Engine default (stability prior). On the dashed line = perfectly calibrated · dot size ∝ borrowers.
Brier score
0.081
vs 0.199 no-skill → real skill
Calibration error
0.042
mean |predicted − actual| (ECE)
Base survival
73%
n = 4,000 synthetic
We tested three ways to estimate income variance
| estimator | ECE | Brier |
|---|---|---|
| Stability proxy — engine default | 0.042 | 0.081 |
| Shrinkage | 0.057 | 0.088 |
| Observed CV | 0.079 | 0.106 |
The counter-intuitive result: the raw observed CV is the worst. At 2–3 income months it’s a noisy small-sample estimate; the stability prior is lower-variance and better-calibrated. Observed variance pays off only with more income history — until then, the prior wins.

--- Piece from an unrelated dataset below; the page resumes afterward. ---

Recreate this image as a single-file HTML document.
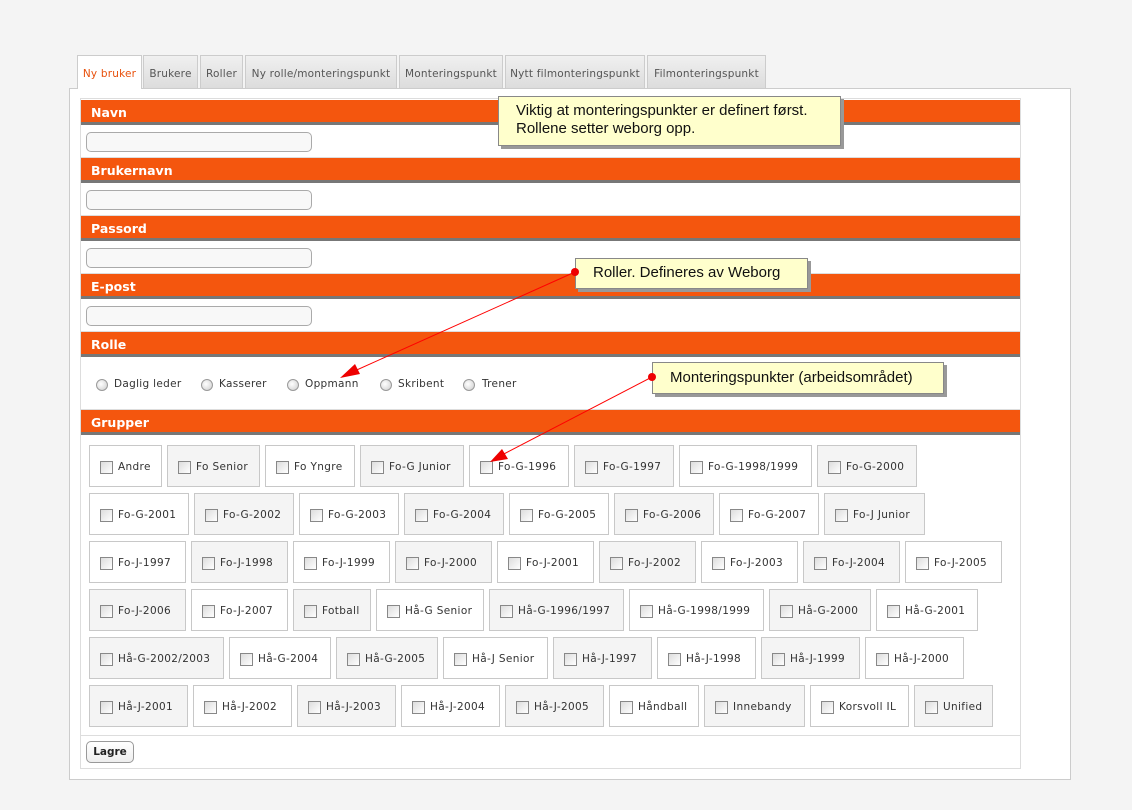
<!DOCTYPE html>
<html><head><meta charset="utf-8"><style>
*{box-sizing:border-box;margin:0;padding:0}
body{width:1132px;height:810px;background:#f4f4f4;position:relative;font-family:"DejaVu Sans",Verdana,sans-serif;font-size:11px;color:#333;overflow:hidden}
.abs{position:absolute}
.tab{position:absolute;top:55px;height:33px;border:1px solid #ccc;border-bottom:none;background:linear-gradient(#f0f0f0,#dcdcdc);color:#555;font-size:10.5px;line-height:36px;text-align:center;white-space:nowrap;letter-spacing:0.2px}
.tab.act{background:#fff;color:#e8500c;height:34px}
.outer{position:absolute;left:69px;top:88px;width:1002px;height:692px;background:#fff;border:1px solid #ccc}
.inner{position:absolute;left:80px;top:98px;width:941px;height:671px;border:1px solid #ddd;background:#fff}
.hd{position:absolute;left:81px;width:939px;height:25px;background:#f4560e;border-bottom:3px solid #777;color:#fff;font-weight:bold;font-size:12.5px;line-height:25px;padding-left:10px;font-family:"DejaVu Sans",sans-serif}
.sep{position:absolute;left:81px;width:939px;height:1px;background:#ddd}
.inp{position:absolute;left:86px;width:226px;height:20px;border:1px solid #aaa;border-radius:5px;background:#f8f8f8}
.rad{position:absolute;top:379px;width:12px;height:12px;border-radius:50%;border:1px solid #999;background:radial-gradient(circle at 40% 40%,#fff,#ccc)}
.rl{position:absolute;top:378px;font-size:10.5px;color:#333;letter-spacing:0.3px}
.g{position:absolute;height:42px;border:1px solid #c8c8c8;background:#fff;font-size:10.5px;line-height:42px;padding-left:28px;white-space:nowrap;color:#333;letter-spacing:0.35px}
.g.o{background:#f4f4f4}
.g:before{content:"";position:absolute;left:10px;top:15px;width:11px;height:11px;border:1px solid #888;background:linear-gradient(135deg,#ddd,#fff)}
.note{position:absolute;background:#ffffcc;border:1px solid #888;box-shadow:3px 3px 0 #999;font-family:"Liberation Sans",Arial,sans-serif;font-size:15px;color:#111}
</style></head><body>
<div class="outer"></div>
<div class="tab act" style="left:77px;width:65px">Ny bruker</div>
<div class="tab" style="left:143px;width:55px">Brukere</div>
<div class="tab" style="left:200px;width:43px">Roller</div>
<div class="tab" style="left:245px;width:152px">Ny rolle/monteringspunkt</div>
<div class="tab" style="left:399px;width:104px">Monteringspunkt</div>
<div class="tab" style="left:505px;width:140px">Nytt filmonteringspunkt</div>
<div class="tab" style="left:647px;width:119px">Filmonteringspunkt</div>
<div class="inner"></div>

<div class="hd" style="top:100px">Navn</div><div class="inp" style="top:132px"></div><div class="sep" style="top:157px"></div>
<div class="hd" style="top:158px">Brukernavn</div><div class="inp" style="top:190px"></div><div class="sep" style="top:215px"></div>
<div class="hd" style="top:216px">Passord</div><div class="inp" style="top:248px"></div><div class="sep" style="top:273px"></div>
<div class="hd" style="top:274px">E-post</div><div class="inp" style="top:306px"></div><div class="sep" style="top:331px"></div>
<div class="hd" style="top:332px">Rolle</div>
<div class="rad" style="left:96px"></div><div class="rl" style="left:114px">Daglig leder</div>
<div class="rad" style="left:201px"></div><div class="rl" style="left:219px">Kasserer</div>
<div class="rad" style="left:287px"></div><div class="rl" style="left:305px">Oppmann</div>
<div class="rad" style="left:380px"></div><div class="rl" style="left:398px">Skribent</div>
<div class="rad" style="left:463px"></div><div class="rl" style="left:482px">Trener</div>
<div class="sep" style="top:409px"></div>
<div class="hd" style="top:410px">Grupper</div>

<div class="g" style="top:445px;left:89px;width:73px">Andre</div>
<div class="g o" style="top:445px;left:167px;width:93px">Fo Senior</div>
<div class="g" style="top:445px;left:265px;width:90px">Fo Yngre</div>
<div class="g o" style="top:445px;left:360px;width:104px">Fo-G Junior</div>
<div class="g" style="top:445px;left:469px;width:100px">Fo-G-1996</div>
<div class="g o" style="top:445px;left:574px;width:100px">Fo-G-1997</div>
<div class="g" style="top:445px;left:679px;width:133px">Fo-G-1998/1999</div>
<div class="g o" style="top:445px;left:817px;width:100px">Fo-G-2000</div>

<div class="g" style="top:493px;left:89px;width:100px">Fo-G-2001</div>
<div class="g o" style="top:493px;left:194px;width:100px">Fo-G-2002</div>
<div class="g" style="top:493px;left:299px;width:100px">Fo-G-2003</div>
<div class="g o" style="top:493px;left:404px;width:100px">Fo-G-2004</div>
<div class="g" style="top:493px;left:509px;width:100px">Fo-G-2005</div>
<div class="g o" style="top:493px;left:614px;width:100px">Fo-G-2006</div>
<div class="g" style="top:493px;left:719px;width:100px">Fo-G-2007</div>
<div class="g o" style="top:493px;left:824px;width:101px">Fo-J Junior</div>

<div class="g" style="top:541px;left:89px;width:97px">Fo-J-1997</div>
<div class="g o" style="top:541px;left:191px;width:97px">Fo-J-1998</div>
<div class="g" style="top:541px;left:293px;width:97px">Fo-J-1999</div>
<div class="g o" style="top:541px;left:395px;width:97px">Fo-J-2000</div>
<div class="g" style="top:541px;left:497px;width:97px">Fo-J-2001</div>
<div class="g o" style="top:541px;left:599px;width:97px">Fo-J-2002</div>
<div class="g" style="top:541px;left:701px;width:97px">Fo-J-2003</div>
<div class="g o" style="top:541px;left:803px;width:97px">Fo-J-2004</div>
<div class="g" style="top:541px;left:905px;width:97px">Fo-J-2005</div>

<div class="g o" style="top:589px;left:89px;width:97px">Fo-J-2006</div>
<div class="g" style="top:589px;left:191px;width:97px">Fo-J-2007</div>
<div class="g o" style="top:589px;left:293px;width:78px">Fotball</div>
<div class="g" style="top:589px;left:376px;width:108px">Hå-G Senior</div>
<div class="g o" style="top:589px;left:489px;width:135px">Hå-G-1996/1997</div>
<div class="g" style="top:589px;left:629px;width:135px">Hå-G-1998/1999</div>
<div class="g o" style="top:589px;left:769px;width:102px">Hå-G-2000</div>
<div class="g" style="top:589px;left:876px;width:102px">Hå-G-2001</div>

<div class="g o" style="top:637px;left:89px;width:135px">Hå-G-2002/2003</div>
<div class="g" style="top:637px;left:229px;width:102px">Hå-G-2004</div>
<div class="g o" style="top:637px;left:336px;width:102px">Hå-G-2005</div>
<div class="g" style="top:637px;left:443px;width:105px">Hå-J Senior</div>
<div class="g o" style="top:637px;left:553px;width:99px">Hå-J-1997</div>
<div class="g" style="top:637px;left:657px;width:99px">Hå-J-1998</div>
<div class="g o" style="top:637px;left:761px;width:99px">Hå-J-1999</div>
<div class="g" style="top:637px;left:865px;width:99px">Hå-J-2000</div>

<div class="g o" style="top:685px;left:89px;width:99px">Hå-J-2001</div>
<div class="g" style="top:685px;left:193px;width:99px">Hå-J-2002</div>
<div class="g o" style="top:685px;left:297px;width:99px">Hå-J-2003</div>
<div class="g" style="top:685px;left:401px;width:99px">Hå-J-2004</div>
<div class="g o" style="top:685px;left:505px;width:99px">Hå-J-2005</div>
<div class="g" style="top:685px;left:609px;width:90px">Håndball</div>
<div class="g o" style="top:685px;left:704px;width:101px">Innebandy</div>
<div class="g" style="top:685px;left:810px;width:99px">Korsvoll IL</div>
<div class="g o" style="top:685px;left:914px;width:79px">Unified</div>

<div class="sep" style="top:735px"></div>
<div class="abs" style="left:86px;top:741px;width:48px;height:22px;border:1px solid #999;border-radius:5px;background:linear-gradient(#fff,#eee);font-weight:bold;font-size:10.5px;line-height:21px;text-align:center;color:#222">Lagre</div>

<div class="note" style="left:498px;top:96px;width:343px;height:50px;padding:5px 0 0 17px;line-height:18px">Viktig at monteringspunkter er definert først.<br>Rollene setter weborg opp.</div>
<div class="note" style="left:575px;top:258px;width:233px;height:31px;padding:5px 0 0 17px">Roller. Defineres av Weborg</div>
<div class="note" style="left:652px;top:362px;width:292px;height:32px;padding:6px 0 0 17px">Monteringspunkter (arbeidsområdet)</div>

<svg class="abs" style="left:0;top:0" width="1132" height="810">
<line x1="575" y1="272" x2="350" y2="373" stroke="#f00" stroke-width="1"/>
<polygon points="340,378 355,364 360,374" fill="#e00"/>
<circle cx="575" cy="272" r="4" fill="#e00"/>
<line x1="652" y1="377" x2="500" y2="456" stroke="#f00" stroke-width="1"/>
<polygon points="490,462 502,449 508,459" fill="#e00"/>
<circle cx="652" cy="377" r="4" fill="#e00"/>
</svg>
</body></html>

Spike, not shipped: a Monte-Carlo layer over the same pure engine, on a synthetic DGP (income modelled lognormal with an explicit true CV; the few observed months are a small sample of it). It measures whether an estimator yields calibrated probabilities — and which estimator to trust — the honest next claim beyond catch-rate.
Method & honest scope
- · Each synthetic borrower has a known true stack; it emits noisy tagged transactions (entity-resolution slips, mis-tags, confidence variation) injected independently of the reconstruction.
- · The oracle verdict = the forward simulation on the true stack; Mizan’s verdict = the same simulation on the reconstructed stack. The backtest measures recovery + agreement, not real-default prediction.
- · The engine is a transparent, coarse method — monthly buckets (real plans are often biweekly), a linear volatility haircut, a heuristic remaining-count. It demonstrates carrying-capacity; it is not a calibrated production scorecard. Read cliffs as “within ~a month or two”, not exact dates.
- · Cleared by the rules = passes the point-in-time DBR gate (modelled at SAMA’s 45%-of-income consumer limit) and the SAR 10,000 cap. Seeded PRNG → identical numbers every run.
Validates the engine’s robustness and the value of the forward view — not real-world default prediction; production re-calibrates on real outcomes.